Fractional calculus of Weyl algebra and Fuchsian differential equations

TL;DR

This paper develops a unified fractional calculus framework for linear differential equations, providing new models, explicit solutions, and conditions for irreducibility, especially for Fuchsian equations on the Riemann sphere.

Contribution

It introduces a unified interpretation of various transformations and constructs universal models for Fuchsian equations with specific spectral types.

Findings

Constructed a universal model of Fuchsian equations with given spectral type.

Provided explicit solutions to the connection problem for rigid Fuchsian equations.

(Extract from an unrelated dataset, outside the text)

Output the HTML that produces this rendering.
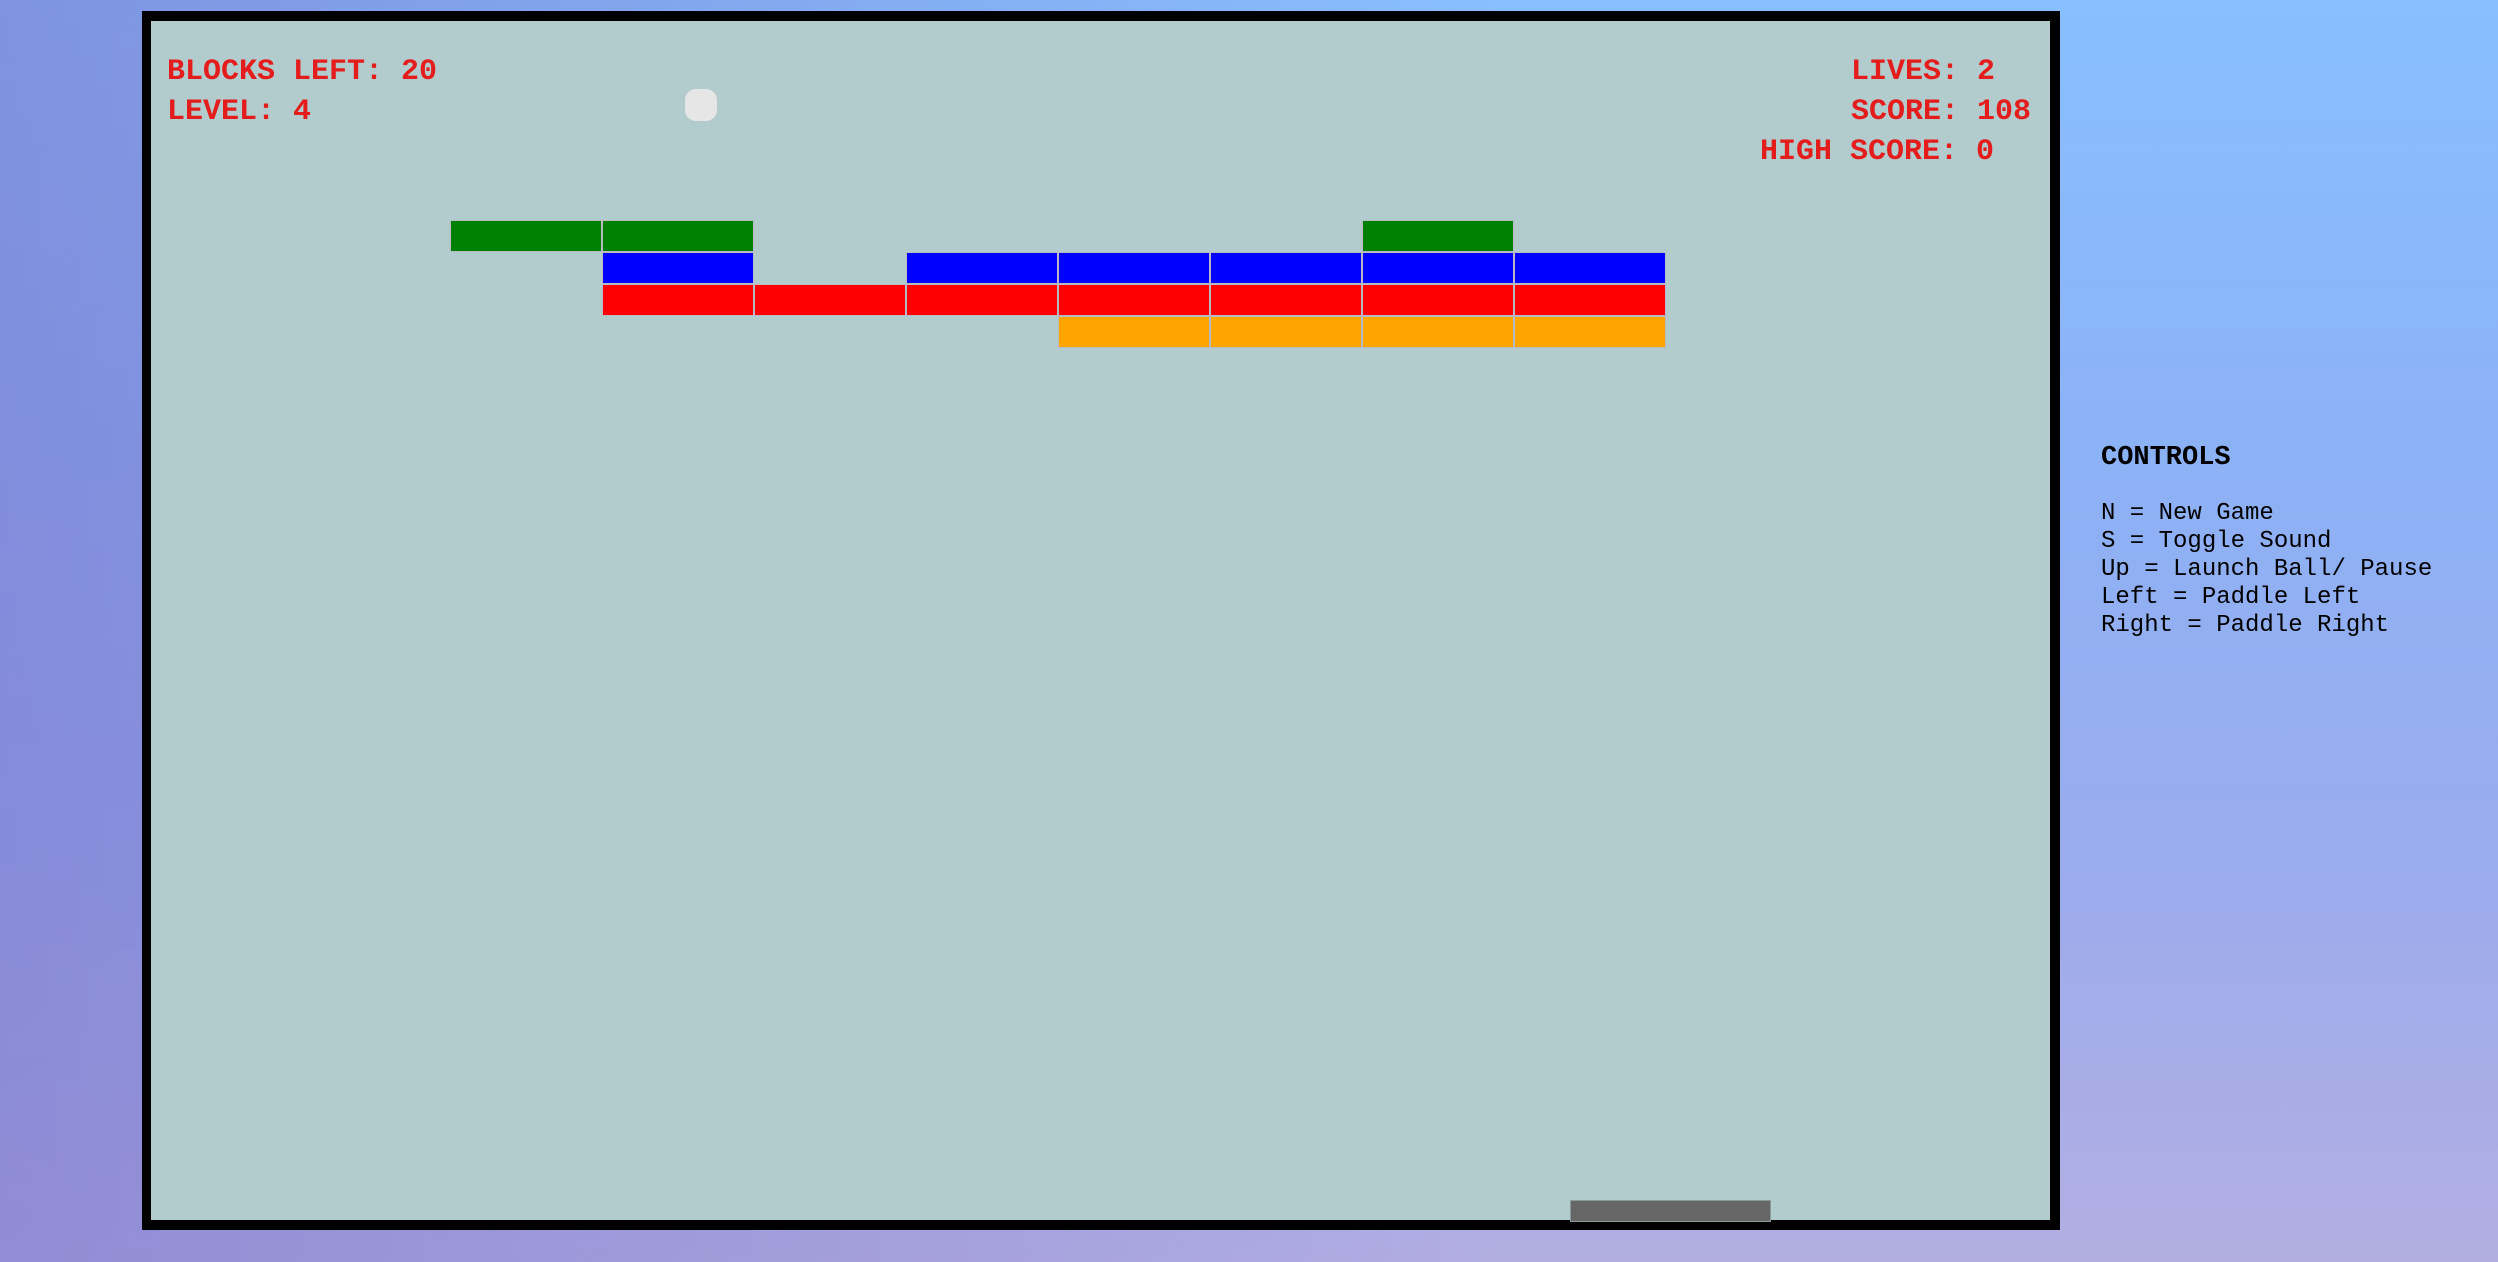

Established necessary and sufficient conditions for irreducibility of these equations.

Abstract

We give a unified interpretation of confluences, contiguity relations and Katz's middle convolutions for linear ordinary differential equations with polynomial coefficients and their generalization to partial differential equations. The integral representations and series expansions of their solutions are also within our interpretation. As an application to Fuchsian differential equations on the Riemann sphere, we construct a universal model of Fuchsian differential equations with a given spectral type, in particular, we construct single ordinary differential equations without apparent singularities corresponding to the rigid local systems, whose existence was an open problem presented by Katz. Furthermore we obtain an explicit solution to the connection problem for the rigid Fuchsian differential equations and the necessary and sufficient condition for their irreducibility. We give many examples calculated by our fractional calculus.